**GOAL**
Repeat the full listing below verbatim and keep the images out.

**DATASET CONTENT**
(begin)

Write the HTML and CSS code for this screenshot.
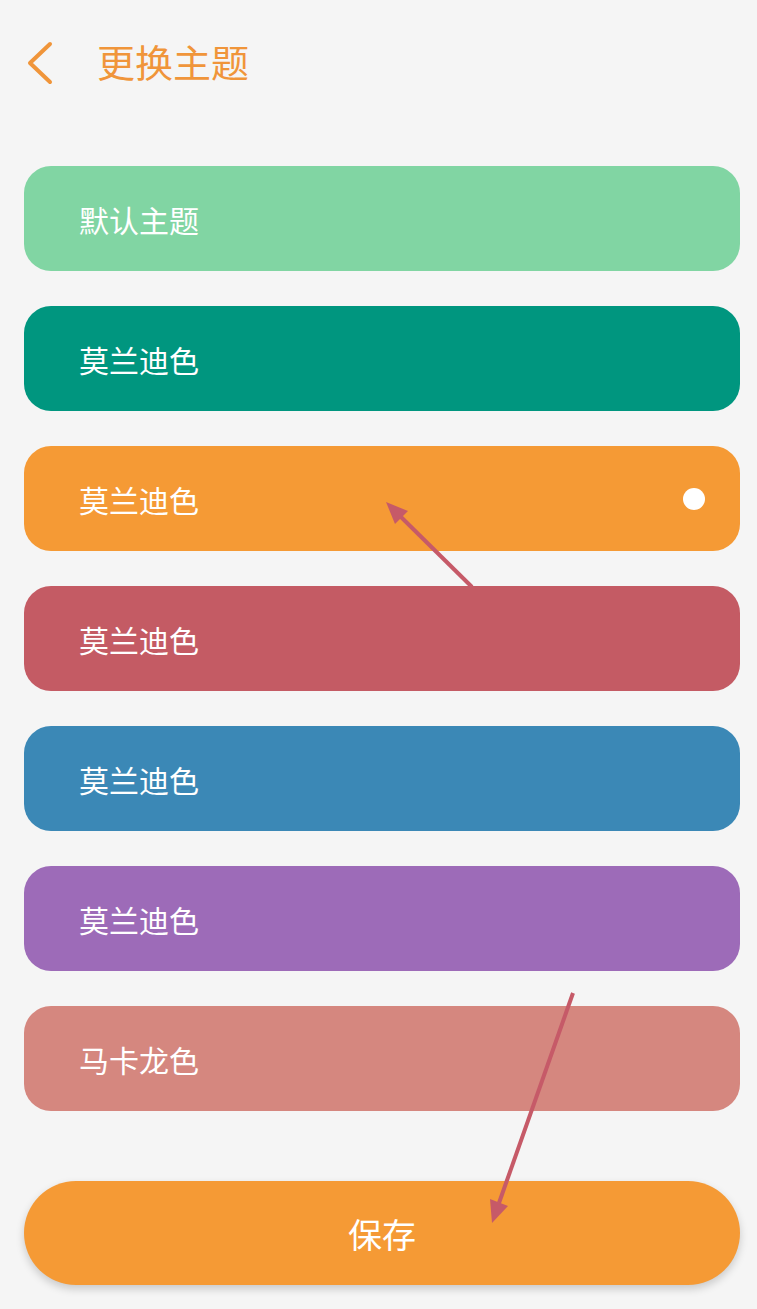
FILE: index.html
```html
<!DOCTYPE html>
<html lang="zh-CN">
<head>
  <meta charset="UTF-8" />
  <meta name="viewport" content="width=device-width, initial-scale=1.0"/>
  <title>更换主题</title>
  <link rel="stylesheet" href="styles.css">
</head>
<body>
  <div class="page">
    <!-- Header -->
    <div class="header">
      <svg class="back" width="30" height="44" viewBox="0 0 30 44">
        <polyline points="23,3 3,22 23,41" fill="none" stroke="#f0953a" stroke-width="4" stroke-linecap="round" stroke-linejoin="round"/>
      </svg>
      <h1 class="title">更换主题</h1>
    </div>

    <!-- Theme list -->
    <div class="themes">
      <div class="theme green">默认主题</div>
      <div class="theme teal">莫兰迪色</div>
      <div class="theme orange active">莫兰迪色<span class="dot"></span></div>
      <div class="theme red">莫兰迪色</div>
      <div class="theme blue">莫兰迪色</div>
      <div class="theme purple">莫兰迪色</div>
      <div class="theme salmon">马卡龙色</div>
    </div>

    <button class="save-btn">保存</button>

    <!-- Annotation arrows -->
    <svg class="marks" width="757" height="1309" viewBox="0 0 757 1309">
      <line x1="472" y1="587" x2="401" y2="517" stroke="#c65a68" stroke-width="4"/>
      <polygon points="386,502 395,524 408,511" fill="#c65a68"/>
      <line x1="573" y1="993" x2="499" y2="1203" stroke="#c65a68" stroke-width="4"/>
      <polygon points="492,1223 490,1199 508,1206" fill="#c65a68"/>
    </svg>
  </div>
</body>
</html>
```

FILE: styles.css
```css
body {
  margin: 0;
  background: #f5f5f5;
  font-family: "Noto Sans CJK SC", "Noto Sans", sans-serif;
}

.page {
  position: relative;
  width: 757px;
  min-height: 1309px;
  padding: 0 17px 0 24px;
  box-sizing: border-box;
}

.header {
  height: 126px;
  display: flex;
  align-items: center;
}

.back {
  margin-left: 3px;
}

.title {
  margin: 0 0 0 40px;
  padding-bottom: 5px;
  font-size: 38px;
  font-weight: 400;
  color: #f0953a;
  line-height: 1;
}

.themes {
  margin-top: 40px;
  display: flex;
  flex-direction: column;
  gap: 35px;
}

.theme {
  height: 105px;
  border-radius: 27px;
  padding: 0 35px 0 55px;
  display: flex;
  align-items: center;
  color: #fff;
  font-size: 30px;
}

.theme.green { background: #81d5a3; }
.theme.teal { background: #00967f; }
.theme.orange { background: #f59a35; }
.theme.red { background: #c45b64; }
.theme.blue { background: #3b88b6; }
.theme.purple { background: #9d6bb8; }
.theme.salmon { background: #d5877f; }

.dot {
  margin-left: auto;
  width: 22px;
  height: 22px;
  border-radius: 50%;
  background: #fff;
}

.save-btn {
  display: block;
  width: 100%;
  height: 104px;
  margin-top: 70px;
  border: none;
  border-radius: 52px;
  background: #f59a35;
  color: #fff;
  font-family: inherit;
  font-size: 34px;
  box-shadow: 0 4px 8px rgba(0, 0, 0, 0.18);
}

.marks {
  position: absolute;
  left: 0;
  top: 0;
  pointer-events: none;
}
```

(end)

**ANSWER TO THE EXERCISE**
Write the HTML and CSS code for this screenshot.
FILE: index.html
```html
<!DOCTYPE html>
<html lang="zh-CN">
<head>
  <meta charset="UTF-8" />
  <meta name="viewport" content="width=device-width, initial-scale=1.0"/>
  <title>更换主题</title>
  <link rel="stylesheet" href="styles.css">
</head>
<body>
  <div class="page">
    <!-- Header -->
    <div class="header">
      <svg class="back" width="30" height="44" viewBox="0 0 30 44">
        <polyline points="23,3 3,22 23,41" fill="none" stroke="#f0953a" stroke-width="4" stroke-linecap="round" stroke-linejoin="round"/>
      </svg>
      <h1 class="title">更换主题</h1>
    </div>

    <!-- Theme list -->
    <div class="themes">
      <div class="theme green">默认主题</div>
      <div class="theme teal">莫兰迪色</div>
      <div class="theme orange active">莫兰迪色<span class="dot"></span></div>
      <div class="theme red">莫兰迪色</div>
      <div class="theme blue">莫兰迪色</div>
      <div class="theme purple">莫兰迪色</div>
      <div class="theme salmon">马卡龙色</div>
    </div>

    <button class="save-btn">保存</button>

    <!-- Annotation arrows -->
    <svg class="marks" width="757" height="1309" viewBox="0 0 757 1309">
      <line x1="472" y1="587" x2="401" y2="517" stroke="#c65a68" stroke-width="4"/>
      <polygon points="386,502 395,524 408,511" fill="#c65a68"/>
      <line x1="573" y1="993" x2="499" y2="1203" stroke="#c65a68" stroke-width="4"/>
      <polygon points="492,1223 490,1199 508,1206" fill="#c65a68"/>
    </svg>
  </div>
</body>
</html>
```

FILE: styles.css
```css
body {
  margin: 0;
  background: #f5f5f5;
  font-family: "Noto Sans CJK SC", "Noto Sans", sans-serif;
}

.page {
  position: relative;
  width: 757px;
  min-height: 1309px;
  padding: 0 17px 0 24px;
  box-sizing: border-box;
}

.header {
  height: 126px;
  display: flex;
  align-items: center;
}

.back {
  margin-left: 3px;
}

.title {
  margin: 0 0 0 40px;
  padding-bottom: 5px;
  font-size: 38px;
  font-weight: 400;
  color: #f0953a;
  line-height: 1;
}

.themes {
  margin-top: 40px;
  display: flex;
  flex-direction: column;
  gap: 35px;
}

.theme {
  height: 105px;
  border-radius: 27px;
  padding: 0 35px 0 55px;
  display: flex;
  align-items: center;
  color: #fff;
  font-size: 30px;
}

.theme.green { background: #81d5a3; }
.theme.teal { background: #00967f; }
.theme.orange { background: #f59a35; }
.theme.red { background: #c45b64; }
.theme.blue { background: #3b88b6; }
.theme.purple { background: #9d6bb8; }
.theme.salmon { background: #d5877f; }

.dot {
  margin-left: auto;
  width: 22px;
  height: 22px;
  border-radius: 50%;
  background: #fff;
}

.save-btn {
  display: block;
  width: 100%;
  height: 104px;
  margin-top: 70px;
  border: none;
  border-radius: 52px;
  background: #f59a35;
  color: #fff;
  font-family: inherit;
  font-size: 34px;
  box-shadow: 0 4px 8px rgba(0, 0, 0, 0.18);
}

.marks {
  position: absolute;
  left: 0;
  top: 0;
  pointer-events: none;
}
```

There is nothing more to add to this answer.